Ronnie’s American Hustle – Episode 1

Yesterday evening, whilst Ronnie was at the China Open qualifiers, the first episode of the American Hustle was shown on HistoryUK and I must say, I love it! It’s informative, it’s interesting, it’s fun.

In fact just read this article , it tells you all you need to know.

Ronnie O’Sullivan’s American Hustle is much more than just a few games of pool… although the Rocket looks most at home with a table in front of him

  • Ronnie O’Sullivan’s American Hustle sees him touring famous USA pool halls
  • O’Sullivan is partnered by veteran sports broadcaster Matt Smith for the trip
  • The first show offered interesting history alongside the game being played 

By Mark Webster for the Daily Mail

PUBLISHED: 11:36 GMT, 27 January 2017 | UPDATED: 14:29 GMT, 27 January 2017

Last Sunday, not for the first time, Ronnie O’Sullivan was king of the hill. The sight of the Rocket lifting the Masters trophy in front of an adoring crowd at Alexandra Palace has become a familiar sight to telly audiences.

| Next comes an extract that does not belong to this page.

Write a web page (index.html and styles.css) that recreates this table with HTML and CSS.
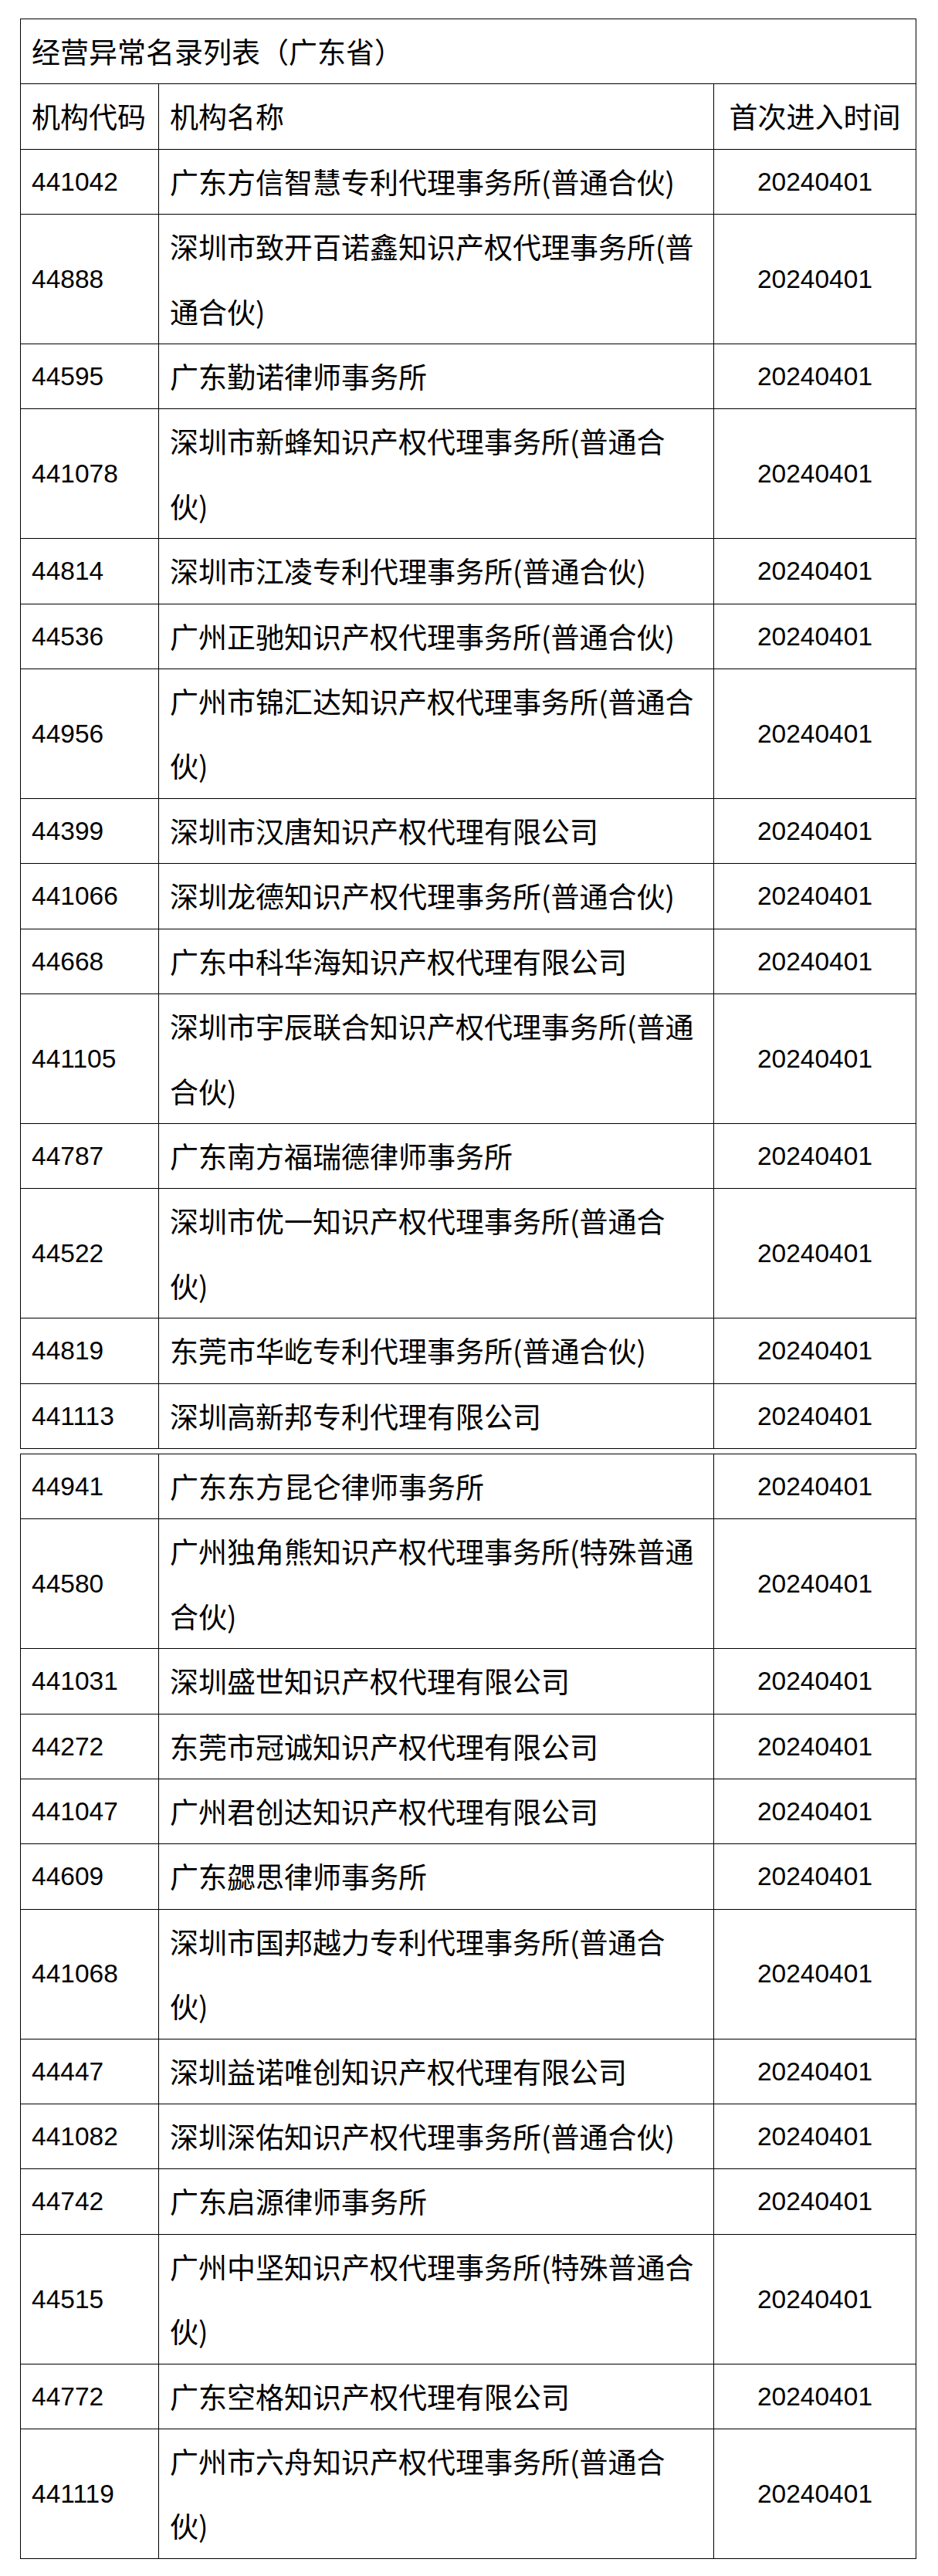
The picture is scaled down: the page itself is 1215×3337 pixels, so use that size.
FILE: index.html
```html
<!DOCTYPE html>
<html lang="zh-CN">
<head>
<meta charset="utf-8">
<title>经营异常名录列表（广东省）</title>
<link rel="stylesheet" href="styles.css">
</head>
<body>
<main class="page">
<table class="list">
<colgroup><col class="c-code"><col class="c-name"><col class="c-date"></colgroup>
<tr><td class="title" colspan="3">经营异常名录列表（广东省）</td></tr>
<tr><td class="cjk">机构代码</td><td class="cjk">机构名称</td><td class="cjk center">首次进入时间</td></tr>
<tr><td class="code">441042</td><td class="cjk">广东方信智慧专利代理事务所(普通合伙)</td><td class="date">20240401</td></tr>
<tr><td class="code">44888</td><td class="cjk">深圳市致开百诺鑫知识产权代理事务所(普<br>通合伙)</td><td class="date">20240401</td></tr>
<tr><td class="code">44595</td><td class="cjk">广东勤诺律师事务所</td><td class="date">20240401</td></tr>
<tr><td class="code">441078</td><td class="cjk">深圳市新蜂知识产权代理事务所(普通合<br>伙)</td><td class="date">20240401</td></tr>
<tr><td class="code">44814</td><td class="cjk">深圳市江凌专利代理事务所(普通合伙)</td><td class="date">20240401</td></tr>
<tr><td class="code">44536</td><td class="cjk">广州正驰知识产权代理事务所(普通合伙)</td><td class="date">20240401</td></tr>
<tr><td class="code">44956</td><td class="cjk">广州市锦汇达知识产权代理事务所(普通合<br>伙)</td><td class="date">20240401</td></tr>
<tr><td class="code">44399</td><td class="cjk">深圳市汉唐知识产权代理有限公司</td><td class="date">20240401</td></tr>
<tr><td class="code">441066</td><td class="cjk">深圳龙德知识产权代理事务所(普通合伙)</td><td class="date">20240401</td></tr>
<tr><td class="code">44668</td><td class="cjk">广东中科华海知识产权代理有限公司</td><td class="date">20240401</td></tr>
<tr><td class="code">441105</td><td class="cjk">深圳市宇辰联合知识产权代理事务所(普通<br>合伙)</td><td class="date">20240401</td></tr>
<tr><td class="code">44787</td><td class="cjk">广东南方福瑞德律师事务所</td><td class="date">20240401</td></tr>
<tr><td class="code">44522</td><td class="cjk">深圳市优一知识产权代理事务所(普通合<br>伙)</td><td class="date">20240401</td></tr>
<tr><td class="code">44819</td><td class="cjk">东莞市华屹专利代理事务所(普通合伙)</td><td class="date">20240401</td></tr>
<tr><td class="code">441113</td><td class="cjk">深圳高新邦专利代理有限公司</td><td class="date">20240401</td></tr>
</table>
<table class="list">
<colgroup><col class="c-code"><col class="c-name"><col class="c-date"></colgroup>
<tr><td class="code">44941</td><td class="cjk">广东东方昆仑律师事务所</td><td class="date">20240401</td></tr>
<tr><td class="code">44580</td><td class="cjk">广州独角熊知识产权代理事务所(特殊普通<br>合伙)</td><td class="date">20240401</td></tr>
<tr><td class="code">441031</td><td class="cjk">深圳盛世知识产权代理有限公司</td><td class="date">20240401</td></tr>
<tr><td class="code">44272</td><td class="cjk">东莞市冠诚知识产权代理有限公司</td><td class="date">20240401</td></tr>
<tr><td class="code">441047</td><td class="cjk">广州君创达知识产权代理有限公司</td><td class="date">20240401</td></tr>
<tr><td class="code">44609</td><td class="cjk">广东勰思律师事务所</td><td class="date">20240401</td></tr>
<tr><td class="code">441068</td><td class="cjk">深圳市国邦越力专利代理事务所(普通合<br>伙)</td><td class="date">20240401</td></tr>
<tr><td class="code">44447</td><td class="cjk">深圳益诺唯创知识产权代理有限公司</td><td class="date">20240401</td></tr>
<tr><td class="code">441082</td><td class="cjk">深圳深佑知识产权代理事务所(普通合伙)</td><td class="date">20240401</td></tr>
<tr><td class="code">44742</td><td class="cjk">广东启源律师事务所</td><td class="date">20240401</td></tr>
<tr><td class="code">44515</td><td class="cjk">广州中坚知识产权代理事务所(特殊普通合<br>伙)</td><td class="date">20240401</td></tr>
<tr><td class="code">44772</td><td class="cjk">广东空格知识产权代理有限公司</td><td class="date">20240401</td></tr>
<tr><td class="code">441119</td><td class="cjk">广州市六舟知识产权代理事务所(普通合<br>伙)</td><td class="date">20240401</td></tr>
</table>
</main>
</body>
</html>
```

FILE: styles.css
```css
html, body {
  margin: 0;
  padding: 0;
  background: #fff;
}

.page {
  padding: 24px 0 0 26px;
}

.list {
  border-collapse: collapse;
  table-layout: fixed;
  width: 1160px;
}

.list + .list {
  margin-top: 6px;
}

.c-code { width: 179px; }
.c-name { width: 719px; }
.c-date { width: 262px; }

.list td {
  border: 1px solid #000;
  padding: 0 6px 0 14px;
  line-height: 83.4px;
  color: #000;
  white-space: nowrap;
  vertical-align: middle;
  text-align: left;
}

.title,
.cjk {
  font-family: "Noto Sans CJK SC", sans-serif;
  font-size: 37px;
  font-weight: 400;
}

.code,
.date {
  font-family: "Liberation Sans", Arial, sans-serif;
  font-size: 33.5px;
}

.list td.center,
.list td.date {
  text-align: center;
  padding: 0;
}
```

However, on Thursday evening, Ronnie wasn’t in Haringey any more. In fact, save for the fact he had occasion to have a cue in his hand and a tableful of balls in front of him, he was a man completely outside of his comfort zone.

The History Channel had sent one of snooker’s favourite sons on a tour of some of America’s most iconic pool halls to take on some celebrated heroes at their own game. 

At least, that is the basic premise behind the new series Ronnie O’Sullivan’s American Hustle, which debuted with a trip to New York City.

The good news is, it is clearly so much more than just watching Ronnie play a few frames of pool. No, the big break for me is that American Hustle also does what it says on the channel and positively wallows in the history and culture that helped shape the game, and indeed its country of origin, over the decades.

Which is why, shall we say, borrowing the title of a recent blockbuster film hasn’t ended up looking like daylight robbery. Because this American Hustle is a full blown road movie. That’s bursting with Hollywood backdrops, and what’s more, it’s a buddy picture, to boot.

Along for the ride is Ronnie’s mate, and of course dab hand at the telly stuff, Matt Smith. Matt’s part in the proceedings is very important. 

He not only uses his broadcasting chops to steer us through the various elements to the programme. He also makes sure that Ronnie remains unselfconscious on camera. Which can often be his nemesis when he’s asked to do anything other than simply set the green baize ablaze.

Which means that their trip up, under and around the city remained entertaining and easy going throughout – and with it, frequently enlightening. 

There’s a trip to Ellis Island. Some street basketball under a bridge. A hot dog from the street. A ride to the top of the Empire State Building, where we learned that the Ally Pally is just about as high as Ronnie likes to go, and that the Rocket’s cure for a phobia of flying is ‘Flappy Birds.’

However, even though Ronnie certainly seemed a happy tourist, he did look most at home when there was an oblong table in front of him. As they rode around in a vintage yellow taxi, Ronnie told Matt he ‘grew up playing pool in a pub’. But that was cue chalk and cheese ‘n’ onion by comparison.

So it was fascinating watching him taking on board hustling tips from Kid Delicious. Then practising the subtle art of the ancient ancestor of pool and billiards, carom. While he was absolutely in his element visiting Blatt Billiards, with its hoards of antique tables and loving crafted new ones.

Of course, the end game for the programme is to watch Ronnie in the lion’s den. Which for this episode, was a match against Queens legend Earl ‘The Pearl’ Strickland. 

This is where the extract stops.